__Work to be completed__. Every entry below must be repeated exactly; skip the pictures.

(Pages as source code)
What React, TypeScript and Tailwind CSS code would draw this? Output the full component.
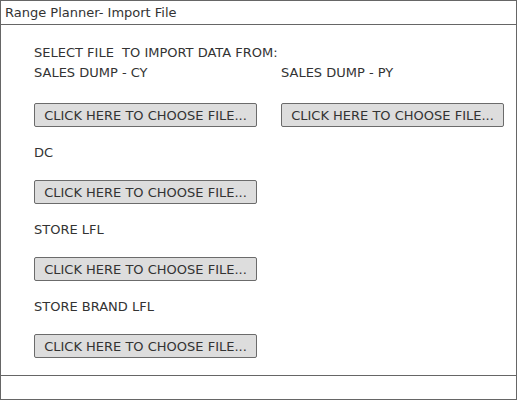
const font = { fontFamily: '"DejaVu Sans", sans-serif' };

function FileButton() {
  return (
    <button className="w-[223px] h-[24px] bg-[#dddddd] border border-[#6b6b6b] rounded-[2px] text-[13px] text-[#333] text-center leading-none">
      CLICK HERE TO CHOOSE FILE...
    </button>
  );
}

function Field({ label, first }: { label: string; first?: boolean }) {
  return (
    <div className="flex flex-col">
      <div className="h-[20px] leading-[20px]">{label}</div>
      <div className={first ? "mt-[20px]" : "mt-[17px]"}>
        <FileButton />
      </div>
    </div>
  );
}

export default function App() {
  return (
    <div
      style={font}
      className="w-[517px] h-[400px] border border-[#666] flex flex-col text-[13px] text-[#333] bg-white"
    >
      <div className="h-[24px] border-b border-[#666] px-[4px] flex items-center">
        Range Planner- Import File
      </div>
      <div className="flex-1 pl-[33px] pt-[18px]">
        <div className="h-[20px] leading-[20px]">SELECT FILE&nbsp; TO IMPORT DATA FROM:</div>
        <div className="flex flex-col gap-[16px]">
          <div className="grid grid-cols-[247px_247px]">
            <Field label="SALES DUMP - CY" first />
            <Field label="SALES DUMP - PY" first />
          </div>
          <Field label="DC" />
          <Field label="STORE LFL" />
          <Field label="STORE BRAND LFL" />
        </div>
      </div>
      <div className="h-[24px] border-t border-[#666]" />
    </div>
  );
}
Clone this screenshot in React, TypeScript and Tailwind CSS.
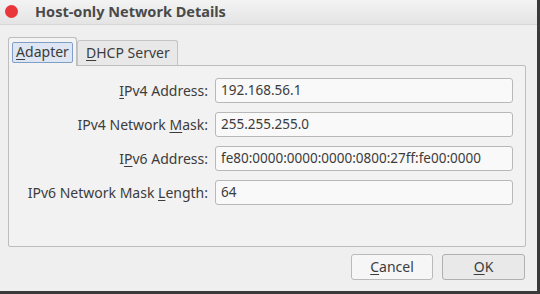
import React from "react";

const U = ({ children }: { children: React.ReactNode }) => (
  <span className="underline underline-offset-2 decoration-1">{children}</span>
);

const rows: { label: React.ReactNode; value: string }[] = [
  { label: <><U>I</U>Pv4 Address:</>, value: "192.168.56.1" },
  { label: <>IPv4 Network <U>M</U>ask:</>, value: "255.255.255.0" },
  { label: <>I<U>P</U>v6 Address:</>, value: "fe80:0000:0000:0000:0800:27ff:fe00:0000" },
  { label: <>IPv6 Network Mask <U>L</U>ength:</>, value: "64" },
];

export default function App() {
  return (
    <div
      className="w-[540px] h-[294px] bg-[#3a3a3a] overflow-hidden text-[#3c3c3c]"
      style={{ fontFamily: '"Noto Sans", "Open Sans", sans-serif' }}
    >
      <div className="w-[537px] h-[291px] bg-[#efefef] flex flex-col">
        {/* Title bar */}
        <div className="h-[25px] flex items-center bg-gradient-to-b from-[#f3f3f3] to-[#e4e4e4] border-b border-[#d6d6d6]">
          <div className="w-[13px] h-[13px] rounded-full bg-[#e8363a] ml-[5px] -mt-[2px]" />
          <div className="ml-[17px] text-[14.5px] font-bold text-[#4a4a4a] leading-none -mt-[2px]">Host-only Network Details</div>
        </div>
        {/* Tabs */}
        <div className="flex items-end pl-[8px] mt-[11px] h-[29px]">
          <div className="h-[29px] w-[69px] border border-b-0 border-[#bdbdbd] rounded-t-[3px] bg-[#f3f3f3] flex items-center justify-center relative z-10 -mb-px">
            <div className="h-[21px] px-[3px] border border-[#7f9fc8] rounded-[2px] bg-[#dde6f2] flex items-center text-[14px] leading-none">
              <U>A</U>dapter
            </div>
          </div>
          <div className="h-[25px] w-[101px] border border-b-0 border-[#c4c4c4] rounded-t-[3px] bg-[#e8e8e8] flex items-center pl-[8px] text-[14px] leading-none">
            <U>D</U>HCP Server
          </div>
        </div>
        {/* Panel */}
        <div className="ml-[8px] w-[518px] h-[182px] border border-[#bdbdbd] rounded-[2px] bg-[#f2f2f2] pt-[12px] flex flex-col gap-[9px]">
          {rows.map((r, i) => (
            <div key={i} className="flex items-center h-[25px]">
              <div className="w-[200px] text-right text-[14px] leading-none pr-[1px]">{r.label}</div>
              <div className="ml-[6px] w-[298px] h-[25px] border border-[#b8b8b8] rounded-[3px] bg-[#f9f9f9] flex items-center pl-[5px] text-[13.5px] leading-none">
                {r.value}
              </div>
            </div>
          ))}
        </div>
        {/* Buttons */}
        <div className="flex justify-end gap-[9px] mt-[7px] pr-[12px]">
          <div className="w-[82px] h-[26px] border border-[#bababa] rounded-[3px] bg-[#f6f6f6] flex items-center justify-center text-[14px] leading-none">
            <U>C</U>ancel
          </div>
          <div className="w-[83px] h-[26px] border border-[#b0b0b0] rounded-[3px] bg-[#e9e9e9] flex items-center justify-center text-[14px] leading-none">
            <U>O</U>K
          </div>
        </div>
      </div>
    </div>
  );
}
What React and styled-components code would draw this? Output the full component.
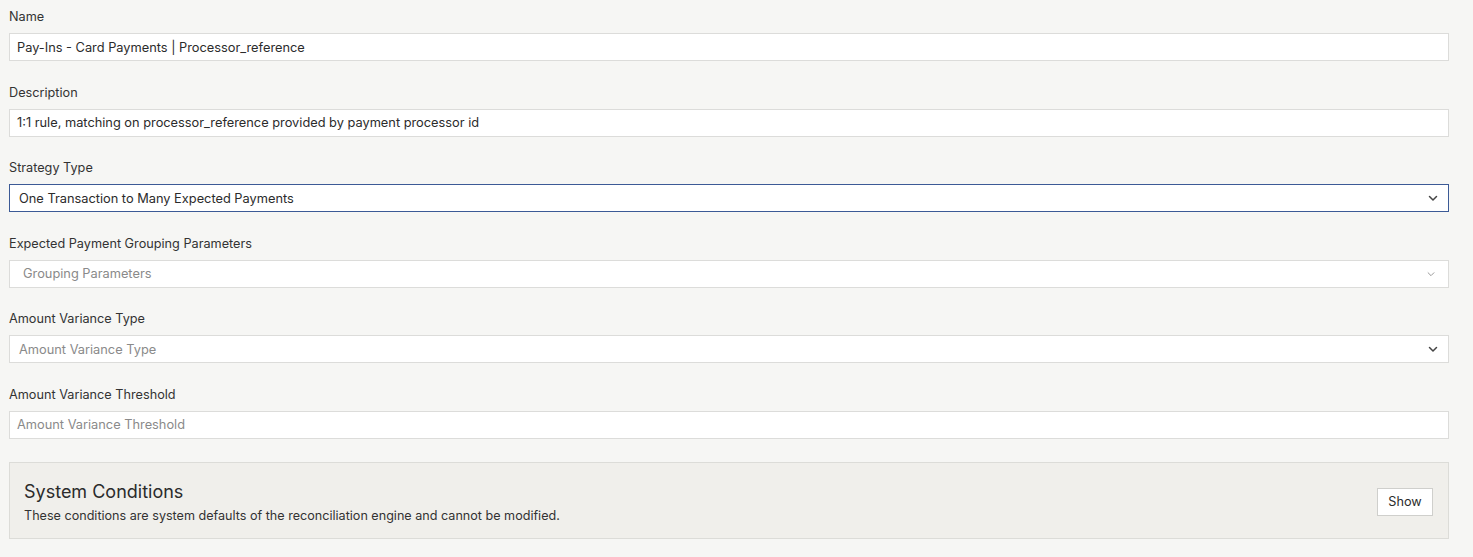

__Complete response__.
What React, TypeScript and Tailwind CSS code would draw this? Output the full component.
const font = { fontFamily: '"DejaVu Sans", sans-serif' };

function FileButton() {
  return (
    <button className="w-[223px] h-[24px] bg-[#dddddd] border border-[#6b6b6b] rounded-[2px] text-[13px] text-[#333] text-center leading-none">
      CLICK HERE TO CHOOSE FILE...
    </button>
  );
}

function Field({ label, first }: { label: string; first?: boolean }) {
  return (
    <div className="flex flex-col">
      <div className="h-[20px] leading-[20px]">{label}</div>
      <div className={first ? "mt-[20px]" : "mt-[17px]"}>
        <FileButton />
      </div>
    </div>
  );
}

export default function App() {
  return (
    <div
      style={font}
      className="w-[517px] h-[400px] border border-[#666] flex flex-col text-[13px] text-[#333] bg-white"
    >
      <div className="h-[24px] border-b border-[#666] px-[4px] flex items-center">
        Range Planner- Import File
      </div>
      <div className="flex-1 pl-[33px] pt-[18px]">
        <div className="h-[20px] leading-[20px]">SELECT FILE&nbsp; TO IMPORT DATA FROM:</div>
        <div className="flex flex-col gap-[16px]">
          <div className="grid grid-cols-[247px_247px]">
            <Field label="SALES DUMP - CY" first />
            <Field label="SALES DUMP - PY" first />
          </div>
          <Field label="DC" />
          <Field label="STORE LFL" />
          <Field label="STORE BRAND LFL" />
        </div>
      </div>
      <div className="h-[24px] border-t border-[#666]" />
    </div>
  );
}
Clone this screenshot in React, TypeScript and Tailwind CSS.
import React from "react";

const U = ({ children }: { children: React.ReactNode }) => (
  <span className="underline underline-offset-2 decoration-1">{children}</span>
);

const rows: { label: React.ReactNode; value: string }[] = [
  { label: <><U>I</U>Pv4 Address:</>, value: "192.168.56.1" },
  { label: <>IPv4 Network <U>M</U>ask:</>, value: "255.255.255.0" },
  { label: <>I<U>P</U>v6 Address:</>, value: "fe80:0000:0000:0000:0800:27ff:fe00:0000" },
  { label: <>IPv6 Network Mask <U>L</U>ength:</>, value: "64" },
];

export default function App() {
  return (
    <div
      className="w-[540px] h-[294px] bg-[#3a3a3a] overflow-hidden text-[#3c3c3c]"
      style={{ fontFamily: '"Noto Sans", "Open Sans", sans-serif' }}
    >
      <div className="w-[537px] h-[291px] bg-[#efefef] flex flex-col">
        {/* Title bar */}
        <div className="h-[25px] flex items-center bg-gradient-to-b from-[#f3f3f3] to-[#e4e4e4] border-b border-[#d6d6d6]">
          <div className="w-[13px] h-[13px] rounded-full bg-[#e8363a] ml-[5px] -mt-[2px]" />
          <div className="ml-[17px] text-[14.5px] font-bold text-[#4a4a4a] leading-none -mt-[2px]">Host-only Network Details</div>
        </div>
        {/* Tabs */}
        <div className="flex items-end pl-[8px] mt-[11px] h-[29px]">
          <div className="h-[29px] w-[69px] border border-b-0 border-[#bdbdbd] rounded-t-[3px] bg-[#f3f3f3] flex items-center justify-center relative z-10 -mb-px">
            <div className="h-[21px] px-[3px] border border-[#7f9fc8] rounded-[2px] bg-[#dde6f2] flex items-center text-[14px] leading-none">
              <U>A</U>dapter
            </div>
          </div>
          <div className="h-[25px] w-[101px] border border-b-0 border-[#c4c4c4] rounded-t-[3px] bg-[#e8e8e8] flex items-center pl-[8px] text-[14px] leading-none">
            <U>D</U>HCP Server
          </div>
        </div>
        {/* Panel */}
        <div className="ml-[8px] w-[518px] h-[182px] border border-[#bdbdbd] rounded-[2px] bg-[#f2f2f2] pt-[12px] flex flex-col gap-[9px]">
          {rows.map((r, i) => (
            <div key={i} className="flex items-center h-[25px]">
              <div className="w-[200px] text-right text-[14px] leading-none pr-[1px]">{r.label}</div>
              <div className="ml-[6px] w-[298px] h-[25px] border border-[#b8b8b8] rounded-[3px] bg-[#f9f9f9] flex items-center pl-[5px] text-[13.5px] leading-none">
                {r.value}
              </div>
            </div>
          ))}
        </div>
        {/* Buttons */}
        <div className="flex justify-end gap-[9px] mt-[7px] pr-[12px]">
          <div className="w-[82px] h-[26px] border border-[#bababa] rounded-[3px] bg-[#f6f6f6] flex items-center justify-center text-[14px] leading-none">
            <U>C</U>ancel
          </div>
          <div className="w-[83px] h-[26px] border border-[#b0b0b0] rounded-[3px] bg-[#e9e9e9] flex items-center justify-center text-[14px] leading-none">
            <U>O</U>K
          </div>
        </div>
      </div>
    </div>
  );
}
What React and styled-components code would draw this? Output the full component.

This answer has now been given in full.